Alaska Rules of Court, Commentary to A.R.E. 303(a) at 431-32
(Main Edition, 1992-93).
4. The commentary to A.R.E. 301, which deals with the term
"prima facie evidence," makes it clear that this term is often
understood to create a presumption that shifts the burden of
producing evidence:
The term `prima facie case' is often used in
two senses and is therefore an ambiguous and
often misleading term. It may mean evidence
that is simply sufficient to get to the jury,
or it may mean evidence that is sufficient to
shift the burden of producing evidence . . .
A presumption may be utilized in both senses
in the same case. [Prima facie evidence]
statutes . . . do more than permit a party to
get to a jury on the basis of prima facie
evidence; they evince a legislative deter-
mination that the presumption should be
accepted until rebutted.
Alaska Rules of Court, Commentary to A.R.E. 301 at 430 (Main
Edition, 1992-93)(quoting J. McCormick, Evidence 342 at 803
n.26 (2d ed.)).
5. We note that other jurisdictions have reached similar
conclusions. See State v. Kipf, 450 N.W.2d 397, 413 (Neb. 1990)

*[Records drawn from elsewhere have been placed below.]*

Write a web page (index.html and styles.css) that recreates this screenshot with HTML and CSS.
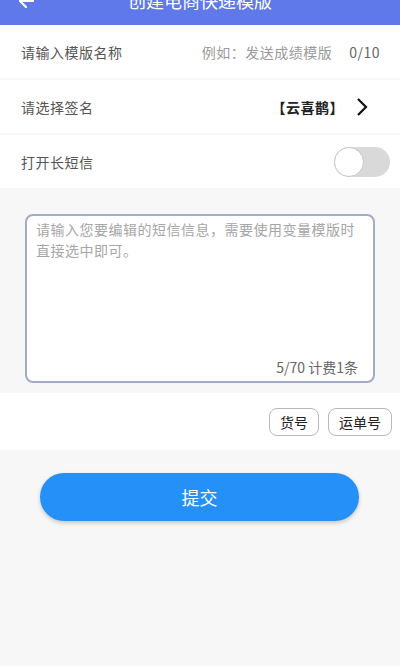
FILE: index.html
```html
<!DOCTYPE html>
<html lang="zh-CN">
<head>
    <meta charset="UTF-8">
    <meta name="viewport" content="width=device-width, initial-scale=1.0">
    <title>创建电商快递模版</title>
    <link rel="stylesheet" href="styles.css">
</head>
<body>
    <div class="header">
        <div class="header-inner">
            <span class="back">
                <svg width="18" height="18" viewBox="0 0 18 18"><path d="M16 9H3M9 3L3 9l6 6" fill="none" stroke="#fff" stroke-width="2.2" stroke-linecap="round" stroke-linejoin="round"/></svg>
            </span>
            <div class="title">创建电商快递模版</div>
        </div>
    </div>

    <div class="row">
        <span class="label">请输入模版名称</span>
        <span class="placeholder">例如：发送成绩模版</span>
        <span class="count">0/10</span>
    </div>
    <div class="row">
        <span class="label">请选择签名</span>
        <span class="sign">【云喜鹊】</span>
        <svg class="arrow" width="12" height="20" viewBox="0 0 12 20"><path d="M2 2l8 8-8 8" fill="none" stroke="#111" stroke-width="2.2"/></svg>
    </div>
    <div class="row row-last">
        <span class="label">打开长短信</span>
        <span class="switch"><span class="knob"></span></span>
    </div>

    <div class="editor-area">
        <div class="editor">
            <div class="hint">请输入您要编辑的短信信息，需要使用变量模版时直接选中即可。</div>
            <div class="counter">5/70 计费1条</div>
        </div>
    </div>

    <div class="tags">
        <button class="tag">货号</button>
        <button class="tag">运单号</button>
    </div>

    <div class="submit-wrap">
        <button class="submit">提交</button>
    </div>
</body>
</html>
```

FILE: styles.css
```css
body {
    margin: 0;
    font-family: "Noto Sans CJK SC", "Liberation Sans", sans-serif;
    background-color: #f7f7f7;
    height: 666px;
    overflow: hidden;
}
.header {
    background: #6079ea;
    height: 25px;
    overflow: hidden;
}
.header-inner {
    margin-top: -22px;
    height: 44px;
    display: flex;
    align-items: center;
    justify-content: center;
    position: relative;
}
.back {
    position: absolute;
    left: 17px;
    top: 13px;
}
.title {
    color: #fff;
    font-size: 18px;
}
.row {
    background: #fff;
    height: 53px;
    display: flex;
    align-items: center;
    padding: 0 20px 0 21px;
    margin-bottom: 2px;
    font-size: 14px;
    letter-spacing: 0.5px;
}
.row-last {
    margin-bottom: 0;
}
.label {
    color: #555;
    flex: 1;
}
.placeholder {
    color: #9a9a9a;
}
.count {
    color: #666;
    margin-left: 17px;
}
.sign {
    color: #222;
    font-weight: bold;
}
.arrow {
    margin-left: 12px;
    margin-right: 12px;
}
.switch {
    width: 56px;
    height: 30px;
    border-radius: 15px;
    background: #d9d9da;
    margin-right: -10px;
    display: flex;
    align-items: center;
}
.knob {
    width: 28px;
    height: 28px;
    border-radius: 50%;
    background: #fff;
    border: 1px solid #c8c8c8;
}
.editor-area {
    padding: 26px 25px 10px 25px;
    height: 169px;
}
.editor {
    height: 169px;
    background: #fff;
    border: 2px solid #a3abc9;
    border-radius: 8px;
    padding: 3px 14px 0 9px;
    box-sizing: border-box;
    display: flex;
    flex-direction: column;
}
.hint {
    color: #a6a6a6;
    font-size: 14px;
    line-height: 21px;
    letter-spacing: 0.5px;
    flex: 1;
}
.counter {
    text-align: right;
    color: #666;
    font-size: 14px;
    padding-bottom: 4px;
    margin-right: 1px;
}
.tags {
    background: #fff;
    height: 57px;
    display: flex;
    justify-content: flex-end;
    align-items: center;
    gap: 9px;
    padding-right: 8px;
}
.tag {
    font-family: inherit;
    font-size: 14px;
    color: #222;
    background: #fff;
    border: 1px solid #b8b8b8;
    border-radius: 8px;
    height: 28px;
    padding: 0 10px;
}
.submit-wrap {
    padding: 23px 41px 0 40px;
}
.submit {
    width: 100%;
    height: 48px;
    border: none;
    border-radius: 24px;
    background: #2590f8;
    color: #fff;
    font-family: inherit;
    font-size: 18px;
    box-shadow: 0 2px 4px rgba(0, 0, 0, 0.2);
}
```
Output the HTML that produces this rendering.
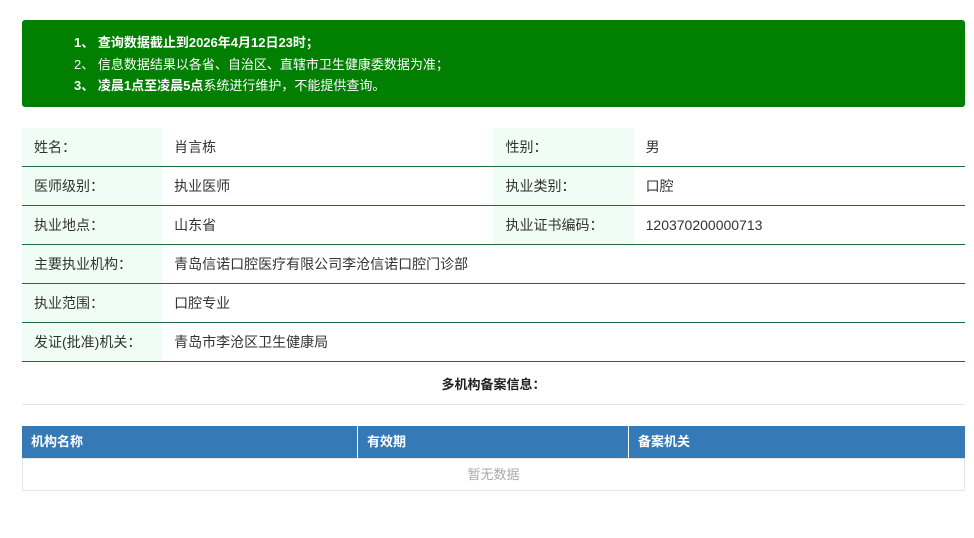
<!DOCTYPE html>
<html><head><meta charset="utf-8"><style>
body{margin:0;width:974px;height:538px;background:#fff;font-family:"Liberation Sans","Noto Sans CJK SC",sans-serif;font-size:14px;color:#333;position:relative;overflow:hidden}
.notice{position:absolute;left:22px;top:20px;width:943px;height:87px;background:#007f00;border-radius:3px;color:#fff;font-size:13px;font-weight:bold;line-height:21.5px;box-sizing:border-box;padding:12px 0 0 52px}
.notice span{font-weight:normal}
table.info{position:absolute;left:22px;top:128px;width:943px;border-collapse:collapse}
table.info td{height:39px;border-bottom:1px solid #1e6b3c;padding:0 0 0 12px;box-sizing:border-box}
td.l{background:#effdf6;width:140px}
td.v{width:331px}
.title{position:absolute;left:22px;top:374px;width:943px;text-align:center;font-weight:bold;font-size:13px;color:#222}
.hr{position:absolute;left:22px;top:404px;width:943px;height:1px;background:#e6e6e6}
.th{position:absolute;top:426px;height:32px;background:#3579b6;color:#fff;font-weight:bold;font-size:13px;line-height:32px;padding-left:9px;box-sizing:border-box}
.empty{position:absolute;left:22px;top:458px;width:943px;height:33px;border:1px solid #e6e6e6;box-sizing:border-box;text-align:center;line-height:31px;color:#aaa;font-size:13px}
</style></head><body>
<div class="notice">1、 查询数据截止到2026年4月12日23时；<br><span>2、 信息数据结果以各省、自治区、直辖市卫生健康委数据为准；</span><br>3、 凌晨1点至凌晨5点<span>系统进行维护，不能提供查询。</span></div>
<table class="info">
<tr><td class="l" style="height:38px">姓名：</td><td class="v" style="height:38px">肖言栋</td><td class="l" style="height:38px">性别：</td><td class="v" style="height:38px">男</td></tr>
<tr><td class="l">医师级别：</td><td class="v">执业医师</td><td class="l">执业类别：</td><td class="v">口腔</td></tr>
<tr><td class="l">执业地点：</td><td class="v">山东省</td><td class="l">执业证书编码：</td><td class="v">120370200000713</td></tr>
<tr><td class="l">主要执业机构：</td><td colspan="3">青岛信诺口腔医疗有限公司李沧信诺口腔门诊部</td></tr>
<tr><td class="l">执业范围：</td><td colspan="3">口腔专业</td></tr>
<tr><td class="l">发证(批准)机关：</td><td colspan="3">青岛市李沧区卫生健康局</td></tr>
</table>
<div class="title">多机构备案信息：</div>
<div class="hr"></div>
<div class="th" style="left:22px;width:335px">机构名称</div>
<div class="th" style="left:358px;width:270px">有效期</div>
<div class="th" style="left:629px;width:336px">备案机关</div>
<div class="empty">暂无数据</div>
</body></html>
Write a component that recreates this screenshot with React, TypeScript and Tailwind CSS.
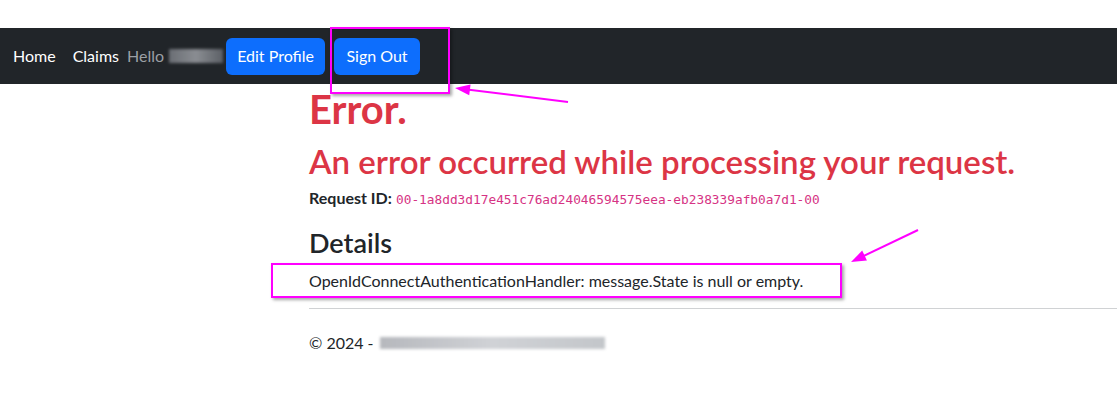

(reversing when jury instructed that the use of lewd language was
prima facie evidence of intent to harass); State v. Jasper, 467
N.W.2d 855, 862-63 (Neb. 1991) (reversing when jury instructed
that firearm found in car was prima facie evidence that weapon
was possessed by occupants).
6. Reversal of the conviction on this ground makes it
unnecessary for us to address Brackhan's other claims.